Description of the task: Your copy of the material below should match it exactly, except that it holds no pictures.

Supplied data:
>> Begin

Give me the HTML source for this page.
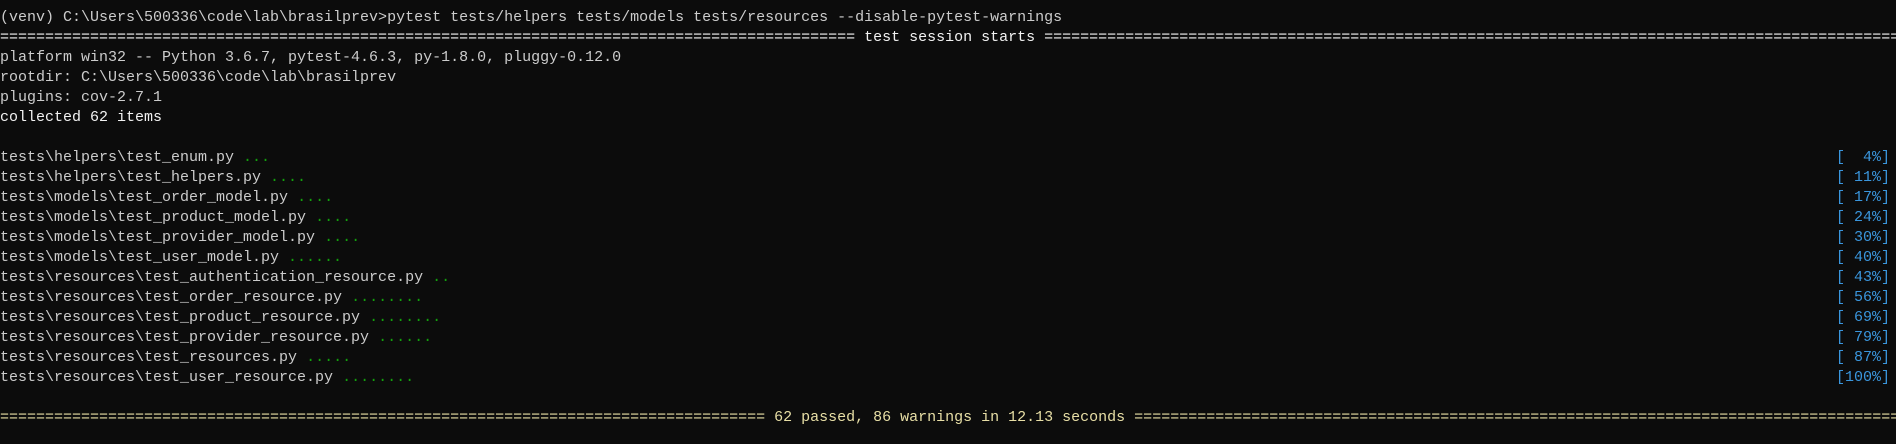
<!DOCTYPE html>
<html><head><meta charset="utf-8"><style>
html,body{margin:0;padding:0;background:#0c0c0c;width:1896px;height:444px;overflow:hidden}
pre{margin:0;padding:8px 0 0 0;font-family:"Liberation Mono",monospace;font-size:15px;line-height:20px;color:#cccccc;white-space:pre;width:1896px;overflow:hidden}
.w{color:#f2f2f2}
.g{color:#13a10e}
.c{color:#3a96dd;float:right;margin-right:6px}
.y{color:#e8dfa6}
.l{display:block;height:20px;overflow:hidden}
</style></head><body><pre><span class="l">(venv) C:\Users\500336\code\lab\brasilprev&gt;pytest tests/helpers tests/models tests/resources --disable-pytest-warnings</span><span class="l w">=============================================================================================== test session starts ================================================================================================</span><span class="l">platform win32 -- Python 3.6.7, pytest-4.6.3, py-1.8.0, pluggy-0.12.0</span><span class="l">rootdir: C:\Users\500336\code\lab\brasilprev</span><span class="l">plugins: cov-2.7.1</span><span class="l w">collected 62 items</span><span class="l"> </span><span class="l">tests\helpers\test_enum.py <span class="g">...</span><span class="c">[  4%]</span></span><span class="l">tests\helpers\test_helpers.py <span class="g">....</span><span class="c">[ 11%]</span></span><span class="l">tests\models\test_order_model.py <span class="g">....</span><span class="c">[ 17%]</span></span><span class="l">tests\models\test_product_model.py <span class="g">....</span><span class="c">[ 24%]</span></span><span class="l">tests\models\test_provider_model.py <span class="g">....</span><span class="c">[ 30%]</span></span><span class="l">tests\models\test_user_model.py <span class="g">......</span><span class="c">[ 40%]</span></span><span class="l">tests\resources\test_authentication_resource.py <span class="g">..</span><span class="c">[ 43%]</span></span><span class="l">tests\resources\test_order_resource.py <span class="g">........</span><span class="c">[ 56%]</span></span><span class="l">tests\resources\test_product_resource.py <span class="g">........</span><span class="c">[ 69%]</span></span><span class="l">tests\resources\test_provider_resource.py <span class="g">......</span><span class="c">[ 79%]</span></span><span class="l">tests\resources\test_resources.py <span class="g">.....</span><span class="c">[ 87%]</span></span><span class="l">tests\resources\test_user_resource.py <span class="g">........</span><span class="c">[100%]</span></span><span class="l"> </span><span class="l y">===================================================================================== 62 passed, 86 warnings in 12.13 seconds ======================================================================================</span></pre></body></html>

>> End

Answer to this task:
Give me the HTML source for this page.
<!DOCTYPE html>
<html><head><meta charset="utf-8"><style>
html,body{margin:0;padding:0;background:#0c0c0c;width:1896px;height:444px;overflow:hidden}
pre{margin:0;padding:8px 0 0 0;font-family:"Liberation Mono",monospace;font-size:15px;line-height:20px;color:#cccccc;white-space:pre;width:1896px;overflow:hidden}
.w{color:#f2f2f2}
.g{color:#13a10e}
.c{color:#3a96dd;float:right;margin-right:6px}
.y{color:#e8dfa6}
.l{display:block;height:20px;overflow:hidden}
</style></head><body><pre><span class="l">(venv) C:\Users\500336\code\lab\brasilprev&gt;pytest tests/helpers tests/models tests/resources --disable-pytest-warnings</span><span class="l w">=============================================================================================== test session starts ================================================================================================</span><span class="l">platform win32 -- Python 3.6.7, pytest-4.6.3, py-1.8.0, pluggy-0.12.0</span><span class="l">rootdir: C:\Users\500336\code\lab\brasilprev</span><span class="l">plugins: cov-2.7.1</span><span class="l w">collected 62 items</span><span class="l"> </span><span class="l">tests\helpers\test_enum.py <span class="g">...</span><span class="c">[  4%]</span></span><span class="l">tests\helpers\test_helpers.py <span class="g">....</span><span class="c">[ 11%]</span></span><span class="l">tests\models\test_order_model.py <span class="g">....</span><span class="c">[ 17%]</span></span><span class="l">tests\models\test_product_model.py <span class="g">....</span><span class="c">[ 24%]</span></span><span class="l">tests\models\test_provider_model.py <span class="g">....</span><span class="c">[ 30%]</span></span><span class="l">tests\models\test_user_model.py <span class="g">......</span><span class="c">[ 40%]</span></span><span class="l">tests\resources\test_authentication_resource.py <span class="g">..</span><span class="c">[ 43%]</span></span><span class="l">tests\resources\test_order_resource.py <span class="g">........</span><span class="c">[ 56%]</span></span><span class="l">tests\resources\test_product_resource.py <span class="g">........</span><span class="c">[ 69%]</span></span><span class="l">tests\resources\test_provider_resource.py <span class="g">......</span><span class="c">[ 79%]</span></span><span class="l">tests\resources\test_resources.py <span class="g">.....</span><span class="c">[ 87%]</span></span><span class="l">tests\resources\test_user_resource.py <span class="g">........</span><span class="c">[100%]</span></span><span class="l"> </span><span class="l y">===================================================================================== 62 passed, 86 warnings in 12.13 seconds ======================================================================================</span></pre></body></html>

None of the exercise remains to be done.